Jacques Mesnil.
Ferrer au moment de mourir a dû regretter surtout une chose: c'est de n'avoir pas participé effectivement à un mouvement révolutionnaire, de n'avoir pas été l'âme d'un soulèvement populaire qui, bien organisé, dirigé avec audace, aurait pu délivrer enfin l'Espagne de l'affreux gouvernement des prêtres qui depuis 400 ans n'a fait que la ruiner, la stériliser économiquement et moralement.
Quiconque connaît tant soit peu l'Espagne sent combien ce pays reste isolé du mouvement européen, si l'on en excepte la Catalogne plus ouverte aux influences du dehors, plus éloignée de la stérile fierté castillane, contente d'elle-même comme la Bêtise.
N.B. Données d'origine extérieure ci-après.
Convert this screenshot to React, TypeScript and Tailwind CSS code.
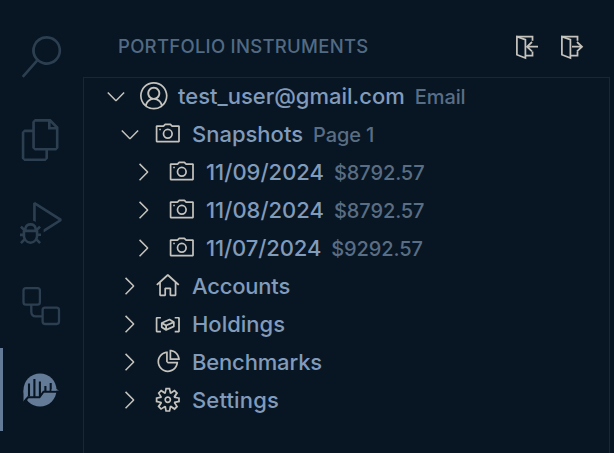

Le clergé a tout intérêt à maintenir l'Espagne dans cet isolement fatal et à combattre toute tentative d'éclairer les esprits, d'élargir les vues des citoyens, d'instruire le peuple. A ce titre Ferrer, ayant complètement voué son temps et la fortune dont il disposait à une oeuvre d'éducation, devait être considéré comme le plus dangereux des ennemis par tous ceux dont le pouvoir est fondé sur l'ignorance et la servilité du plus grand nombre.
Pour ceux-là, il n'est pas de crime pire que de penser librement et d'apprendre aux autres à faire usage de leur raison. Ne pas accepter les yeux fermés les dogmes de la religion ou de l'état, c'est être un ennemi de la société dans l'esprit des gouvernants spirituels ou temporels: et un gouvernement comme celui de Maura confond les deux genres de dogmes.